# SET TASK
From the entries below, gather every line containing the string "index".

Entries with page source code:
■ ■ ■

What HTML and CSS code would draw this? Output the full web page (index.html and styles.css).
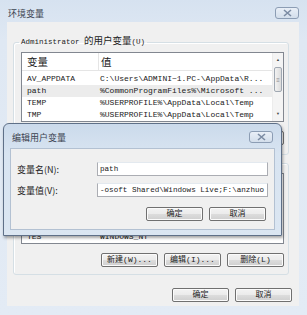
FILE: index.html
```html
<!doctype html>
<html>
<head>
<meta charset="utf-8">
<title>环境变量</title>
<link rel="stylesheet" href="styles.css">
</head>
<body>
<div class="window">
    <div class="titlebar">
        <span class="title">环境变量</span>
        <span class="close"><svg width="9" height="8" viewBox="0 0 9 8"><path d="M1 1L8 7M8 1L1 7" stroke="#7b8ba3" stroke-width="1.6"/></svg></span>
    </div>
    <div class="client">
        <fieldset class="group">
            <legend>Administrator <span class="cjk">的用户变量</span>(U)</legend>
            <div class="list short">
                <div class="row head"><span class="c1">变量</span><span class="c2">值</span></div>
                <div class="rows">
                    <div class="row"><span class="c1">AV_APPDATA</span><span class="c2">C:\Users\ADMINI~1.PC-\AppData\R...</span></div>
                    <div class="row sel"><span class="c1">path</span><span class="c2">%CommonProgramFiles%\Microsoft ...</span></div>
                    <div class="row"><span class="c1">TEMP</span><span class="c2">%USERPROFILE%\AppData\Local\Temp</span></div>
                    <div class="row"><span class="c1">TMP</span><span class="c2">%USERPROFILE%\AppData\Local\Temp</span></div>
                </div>
                <div class="scrollbar">
                    <span class="arrow">&#9650;</span>
                    <span class="thumb">&#8801;</span>
                    <span class="track"></span>
                    <span class="arrow">&#9660;</span>
                </div>
            </div>
            <div class="buttons">
                <button>新建(N)...</button>
                <button>编辑(E)...</button>
                <button>删除(D)</button>
            </div>
        </fieldset>
        <fieldset class="group second">
            <div class="list tall">
                <div class="rows">
                    <div class="row"><span class="c1">ComSpec</span><span class="c2">C:\Windows\system32\cmd.exe</span></div>
                    <div class="row"><span class="c1">FP_NO_HOST_C...</span><span class="c2">NO</span></div>
                    <div class="row"><span class="c1">NUMBER_OF_PR...</span><span class="c2">2</span></div>
                    <div class="row"><span class="c1">TES</span><span class="c2">WINDOWS_NT</span></div>
                </div>
            </div>
            <div class="buttons">
                <button>新建(W)...</button>
                <button>编辑(I)...</button>
                <button>删除(L)</button>
            </div>
        </fieldset>
        <div class="buttons footer">
            <button>确定</button>
            <button>取消</button>
        </div>
    </div>

    <div class="dialog">
        <div class="titlebar small">
            <span class="title">编辑用户变量</span>
            <span class="close"><svg width="9" height="8" viewBox="0 0 9 8"><path d="M1 1L8 7M8 1L1 7" stroke="#7b8ba3" stroke-width="1.6"/></svg></span>
        </div>
        <div class="dbody">
            <div class="field">
                <label>变量名(N):</label>
                <div class="input">path</div>
            </div>
            <div class="field">
                <label>变量值(V):</label>
                <div class="input">-osoft Shared\Windows Live;F:\anzhuo</div>
            </div>
            <div class="buttons dlg">
                <button>确定</button>
                <button>取消</button>
            </div>
        </div>
    </div>
</div>
</body>
</html>
```

FILE: styles.css
```css
html, body {
    margin: 0;
    padding: 0;
    background: #dbe5f1;
}
body {
    font-family: "Liberation Mono", "Noto Sans CJK SC", monospace;
    font-size: 8px;
    color: #1a1a1a;
}
.window {
    position: relative;
    width: 307px;
    height: 315px;
    overflow: hidden;
    background: linear-gradient(#d6e2f0, #dfe8f3 40px, #e3ebf5);
}
.titlebar {
    height: 22px;
    display: flex;
    align-items: center;
    justify-content: space-between;
    padding: 0 8px 0 8px;
}
.title {
    font-family: "Noto Sans CJK SC", sans-serif;
    font-size: 9px;
    color: #3b4350;
    margin-top: 5px;
}
.close {
    width: 22px;
    height: 10px;
    border: 1px solid #8c9db4;
    border-radius: 3px;
    background: linear-gradient(#e9eff7, #d3deeb);
    display: flex;
    align-items: center;
    justify-content: center;
    margin-top: 3px;
}
.client {
    margin: 0 8px 0 7px;
    height: 284px;
    background: #f0f0f0;
    padding-top: 14px;
    box-sizing: border-box;
    display: flex;
    flex-direction: column;
}
.group {
    margin: 0 10px 0 6px;
    padding: 0 4px 9px 7px;
    border: 1px solid #d5dfe5;
    border-radius: 3px;
    box-shadow: inset 1px 1px 0 #fff;
}
.group legend {
    padding: 0 2px;
    margin-left: -2px;
    line-height: 12px;
    height: 12px;
    font-size: 7.5px;
    color: #222;
}
.group legend .cjk {
    font-size: 9.5px;
}
.group.second {
    margin-top: 8px;
    padding-top: 9px;
    padding-bottom: 7px;
}
.list {
    position: relative;
    margin-top: 4px;
    border: 1px solid #828790;
    background: #fff;
    overflow: hidden;
}
.list.short {
    height: 68px;
}
.list.tall {
    margin-top: 0;
    height: 69px;
    display: flex;
    flex-direction: column;
    justify-content: flex-end;
}
.row {
    display: flex;
    height: 12px;
    line-height: 12px;
    white-space: nowrap;
}
.row.head {
    height: 17px;
    line-height: 17px;
    border-bottom: 1px solid #e5e5e5;
    font-family: "Noto Sans CJK SC", sans-serif;
    font-size: 10.5px;
}
.row.head .c1 {
    border-right: 1px solid #e5e5e5;
}
.rows {
    padding-top: 2px;
}
.row.sel {
    background: #ececec;
}
.c1 {
    width: 71px;
    padding-left: 5px;
    flex-shrink: 0;
}
.c2 {
    padding-left: 2px;
}
.scrollbar {
    position: absolute;
    top: 0;
    right: 0;
    bottom: 0;
    width: 10px;
    background: #f4f4f4;
    border-left: 1px solid #ececec;
    display: flex;
    flex-direction: column;
    align-items: center;
    font-size: 4px;
    color: #444;
}
.arrow {
    height: 14px;
    line-height: 14px;
}
.thumb {
    width: 8px;
    height: 25px;
    line-height: 25px;
    text-align: center;
    border: 1px solid #a0a8b2;
    border-radius: 2px;
    box-sizing: border-box;
    background: linear-gradient(90deg, #f2f2f2, #dcdcdc);
    font-size: 6px;
    color: #8a8a8a;
}
.track {
    flex: 1;
}
.buttons {
    display: flex;
    justify-content: flex-end;
    gap: 6px;
    margin-top: 9px;
}
button {
    width: 57px;
    height: 14px;
    padding: 0;
    border: 1px solid #707070;
    border-radius: 2px;
    background: linear-gradient(#f3f3f3, #ebebeb 50%, #dddddd 50%, #cfcfcf);
    box-shadow: inset 0 0 0 1px #fbfbfb;
    font-family: "Liberation Mono", "Noto Sans CJK SC", monospace;
    font-size: 8px;
    line-height: 12px;
    color: #222;
}
.buttons.footer {
    margin-top: 13px;
    padding-right: 7px;
}
.dialog {
    position: absolute;
    left: 3px;
    top: 123px;
    width: 279px;
    height: 113px;
    box-sizing: border-box;
    border: 1px solid #5f7088;
    border-radius: 6px 6px 0 0;
    background: linear-gradient(#cbdaeb, #d8e4f1 30px, #dbe6f2);
    box-shadow: 1px 2px 3px rgba(0, 0, 0, 0.35);
}
.titlebar.small {
    height: 24px;
    padding: 0 8px 0 8px;
}
.titlebar.small .title {
    margin-top: 2px;
}
.titlebar.small .close {
    margin-top: 2px;
}
.dbody {
    margin: 0 6px 0 6px;
    height: 82px;
    box-sizing: border-box;
    background: #f0f0f0;
    border: 1px solid #b3c1d2;
    padding: 13px 6px 0 6px;
}
.field {
    display: flex;
    align-items: center;
    margin-bottom: 7px;
}
.field label {
    width: 80px;
    font-family: "Noto Sans CJK SC", sans-serif;
    font-size: 9px;
    color: #222;
}
.input {
    width: 171px;
    height: 14px;
    line-height: 13px;
    box-sizing: border-box;
    border: 1px solid #abadb3;
    border-top-color: #e3e9ef;
    background: #fff;
    padding-left: 2px;
    overflow: hidden;
    white-space: nowrap;
    font-size: 7.6px;
}
.buttons.dlg {
    margin-top: 10px;
    padding-right: 2px;
}
```
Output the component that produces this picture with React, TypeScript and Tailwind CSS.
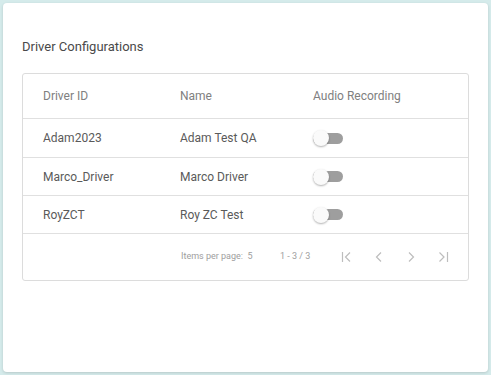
import React from "react";

type Driver = { id: string; name: string; audio: boolean; h: string };

const drivers: Driver[] = [
  { id: "Adam2023", name: "Adam Test QA", audio: false, h: "h-[39px]" },
  { id: "Marco_Driver", name: "Marco Driver", audio: false, h: "h-[38px]" },
  { id: "RoyZCT", name: "Roy ZC Test", audio: false, h: "h-[38px]" },
];

function Toggle() {
  return (
    <div className="relative w-[30px] h-[16px] flex items-center">
      <div className="w-[30px] h-[11px] rounded-full bg-[#9e9e9e]" />
      <div className="absolute left-0 top-0 w-[16px] h-[16px] rounded-full bg-[#fafafa] shadow-[0_1px_2px_rgba(0,0,0,0.3)]" />
    </div>
  );
}

function PageIcon({ d }: { d: string }) {
  return (
    <svg width="14" height="14" viewBox="0 0 14 14" fill="none" stroke="#bdbdbd" strokeWidth="1.2">
      <path d={d} />
    </svg>
  );
}

export default function App() {
  return (
    <div
      className="w-[491px] h-[375px] bg-[#d5ebeb] p-[3px]"
      style={{ fontFamily: "Roboto, 'Noto Sans', sans-serif" }}
    >
      <div className="h-[369px] w-[485px] bg-white rounded-[4px] shadow-[0_1px_3px_rgba(0,0,0,0.15)] px-[19px] pt-[35px]">
        <h2 className="text-[13px] text-[#4a4a4a] leading-[18px]">Driver Configurations</h2>
        <div className="mt-[17px] border border-[#dcdcdc] rounded-[3px]">
          <div className="flex items-center h-[45px] pl-[20px] text-[12px] text-[#808080] border-b border-[#e0e0e0]">
            <div className="w-[137px]">Driver ID</div>
            <div className="w-[133px]">Name</div>
            <div>Audio Recording</div>
          </div>
          {drivers.map((d) => (
            <div
              key={d.id}
              className={`flex items-center ${d.h} pl-[20px] text-[12px] text-[#5a5a5a] border-b border-[#e0e0e0]`}
            >
              <div className="w-[137px]">{d.id}</div>
              <div className="w-[133px]">{d.name}</div>
              <Toggle />
            </div>
          ))}
          <div className="flex items-center h-[46px] pl-[158px] text-[9px] text-[#9e9e9e]">
            <div className="w-[99px]">Items per page:&nbsp; 5</div>
            <div className="w-[60px]">1 - 3 / 3</div>
            <div className="flex items-center gap-[18px]">
              <PageIcon d="M2.5 2v10M10 2.5L5.5 7l4.5 4.5" />
              <PageIcon d="M9 2.5L4.5 7L9 11.5" />
              <PageIcon d="M5 2.5L9.5 7L5 11.5" />
              <PageIcon d="M3.5 2.5L8 7l-4.5 4.5M11.5 2v10" />
            </div>
          </div>
        </div>
      </div>
    </div>
  );
}
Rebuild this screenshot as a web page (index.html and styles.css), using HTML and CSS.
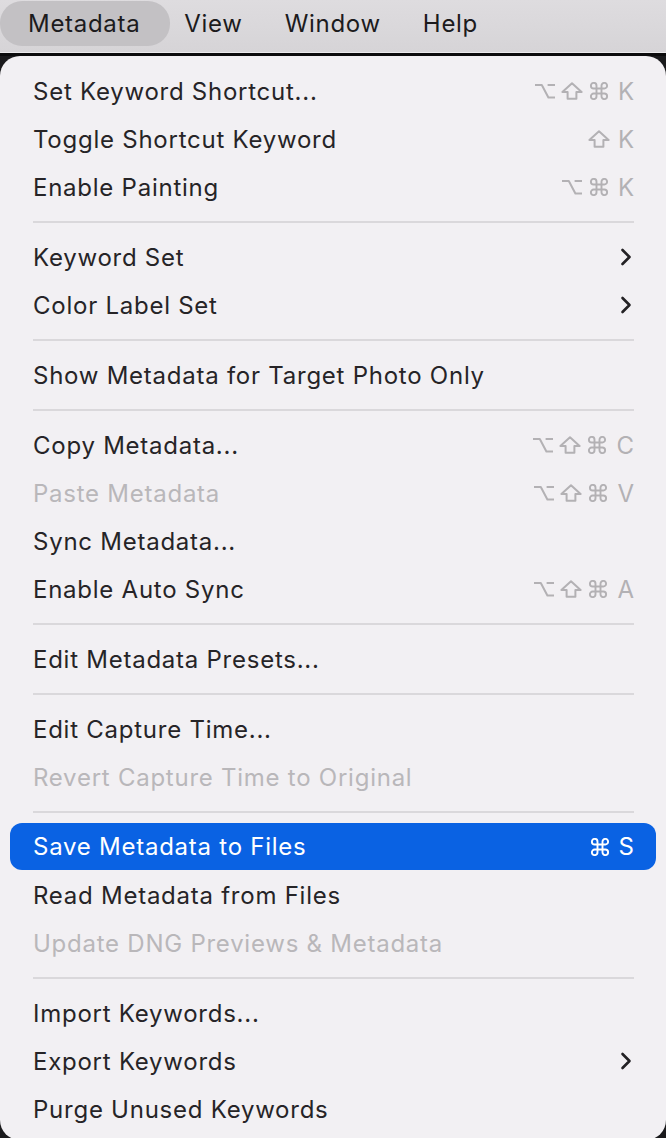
FILE: index.html
```html
<!DOCTYPE html>
<html>
<head>
<meta charset="utf-8">
<link rel="stylesheet" href="styles.css">
</head>
<body>
<svg width="0" height="0" class="defs">
  <defs>
    <symbol id="opt" viewBox="0 0 22 18"><path d="M1 3 H7.8 L14.4 15.5 H21 M13.6 3 H21" fill="none" stroke="currentColor" stroke-width="2" stroke-linejoin="round"/></symbol>
    <symbol id="shift" viewBox="0 0 22 18"><path d="M11 1.2 L20.6 10 H15.4 V16.8 H6.6 V10 H1.4 Z" fill="none" stroke="currentColor" stroke-width="2" stroke-linejoin="round"/></symbol>
    <symbol id="cmd" viewBox="0 0 22 18"><path d="M8.5 6.5 V3.7 A2.8 2.8 0 1 0 5.7 6.5 H16.3 A2.8 2.8 0 1 0 13.5 3.7 V14.3 A2.8 2.8 0 1 0 16.3 11.5 H5.7 A2.8 2.8 0 1 0 8.5 14.3 Z" fill="none" stroke="currentColor" stroke-width="1.9" stroke-linejoin="round"/></symbol>
    <symbol id="chev" viewBox="0 0 12 18"><path d="M2.5 2 L9.5 9 L2.5 16" fill="none" stroke="currentColor" stroke-width="2.6" stroke-linecap="round" stroke-linejoin="round"/></symbol>
  </defs>
</svg>
<div class="menubar">
  <span class="mb-item active">Metadata</span>
  <span class="mb-item">View</span>
  <span class="mb-item">Window</span>
  <span class="mb-item">Help</span>
</div>
<div class="gap"></div>
<div class="panel">
  <div class="row"><span class="label">Set Keyword Shortcut...</span><span class="keys"><svg class="g"><use href="#opt"/></svg><svg class="g"><use href="#shift"/></svg><svg class="g"><use href="#cmd"/></svg><span class="k">K</span></span></div>
  <div class="row"><span class="label">Toggle Shortcut Keyword</span><span class="keys"><svg class="g"><use href="#shift"/></svg><span class="k">K</span></span></div>
  <div class="row"><span class="label">Enable Painting</span><span class="keys"><svg class="g"><use href="#opt"/></svg><svg class="g"><use href="#cmd"/></svg><span class="k">K</span></span></div>
  <div class="sep"></div>
  <div class="row"><span class="label">Keyword Set</span><svg class="chev"><use href="#chev"/></svg></div>
  <div class="row"><span class="label">Color Label Set</span><svg class="chev"><use href="#chev"/></svg></div>
  <div class="sep"></div>
  <div class="row"><span class="label">Show Metadata for Target Photo Only</span></div>
  <div class="sep"></div>
  <div class="row"><span class="label">Copy Metadata...</span><span class="keys"><svg class="g"><use href="#opt"/></svg><svg class="g"><use href="#shift"/></svg><svg class="g"><use href="#cmd"/></svg><span class="k">C</span></span></div>
  <div class="row disabled"><span class="label">Paste Metadata</span><span class="keys"><svg class="g"><use href="#opt"/></svg><svg class="g"><use href="#shift"/></svg><svg class="g"><use href="#cmd"/></svg><span class="k">V</span></span></div>
  <div class="row"><span class="label">Sync Metadata...</span></div>
  <div class="row"><span class="label">Enable Auto Sync</span><span class="keys"><svg class="g"><use href="#opt"/></svg><svg class="g"><use href="#shift"/></svg><svg class="g"><use href="#cmd"/></svg><span class="k">A</span></span></div>
  <div class="sep"></div>
  <div class="row"><span class="label">Edit Metadata Presets...</span></div>
  <div class="sep"></div>
  <div class="row"><span class="label">Edit Capture Time...</span></div>
  <div class="row disabled"><span class="label">Revert Capture Time to Original</span></div>
  <div class="sep"></div>
  <div class="row selected"><span class="label">Save Metadata to Files</span><span class="keys"><svg class="g"><use href="#cmd"/></svg><span class="k">S</span></span></div>
  <div class="row"><span class="label">Read Metadata from Files</span></div>
  <div class="row disabled"><span class="label">Update DNG Previews &amp; Metadata</span></div>
  <div class="sep"></div>
  <div class="row"><span class="label">Import Keywords...</span></div>
  <div class="row"><span class="label">Export Keywords</span><svg class="chev"><use href="#chev"/></svg></div>
  <div class="row"><span class="label">Purge Unused Keywords</span></div>
</div>
</body>
</html>
```

FILE: styles.css
```css
html, body {
  margin: 0;
  padding: 0;
}
body {
  width: 666px;
  height: 1138px;
  overflow: hidden;
  background: #1a1a1c;
  font-family: Inter, "Noto Sans", "Liberation Sans", sans-serif;
  -webkit-font-smoothing: antialiased;
}
.defs {
  position: absolute;
  width: 0;
  height: 0;
}
.menubar {
  height: 53px;
  background: linear-gradient(#dedcdf, #d6d4d7);
  display: flex;
  align-items: flex-start;
  padding-top: 1px;
  border-bottom: 1px solid #ecebed;
  box-sizing: border-box;
}
.mb-item {
  font-size: 24px;
  color: #1c1b1d;
  padding: 0 21px;
  height: 45px;
  line-height: 45px;
  letter-spacing: 0.7px;
}
.mb-item.active {
  background: #c3c1c4;
  border-radius: 22px;
  padding: 0 30px 0 28px;
  margin-right: -7px;
}
.gap {
  height: 3px;
  background: #0b0b0c;
}
.panel {
  background: #f2f0f3;
  border-radius: 20px;
  padding: 11px 10px 8px 10px;
  height: 1084px;
  box-sizing: border-box;
}
.row {
  height: 48px;
  display: flex;
  align-items: center;
  justify-content: space-between;
  padding: 0 22px 0 23px;
  border-radius: 12px;
  font-size: 24px;
  letter-spacing: 0.75px;
  color: #262427;
}
.row.disabled {
  color: #b9b7ba;
}
.row.selected {
  background: #0a62e3;
  color: #ffffff;
  height: 47px;
  margin-bottom: 1px;
}
.label {
  white-space: nowrap;
}
.keys {
  display: flex;
  align-items: center;
  gap: 5px;
  color: #b3b1b4;
  font-size: 24px;
}
.row.selected .keys {
  color: #ffffff;
}
.g {
  width: 22px;
  height: 18px;
  display: block;
}
.k {
  letter-spacing: 0;
  margin-left: 3px;
}
.chev {
  width: 12px;
  height: 18px;
  display: block;
  color: #232124;
  margin-right: 2px;
}
.sep {
  height: 22px;
  display: flex;
  align-items: center;
  padding: 0 22px 0 23px;
}
.sep::before {
  content: "";
  display: block;
  flex: 1;
  height: 2px;
  background: #dad8db;
}
```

■ ■ ■

# TASK RESPONSE
What HTML and CSS code would draw this? Output the full web page (index.html and styles.css).
FILE: index.html
Rebuild this screenshot as a web page (index.html and styles.css), using HTML and CSS.
FILE: index.html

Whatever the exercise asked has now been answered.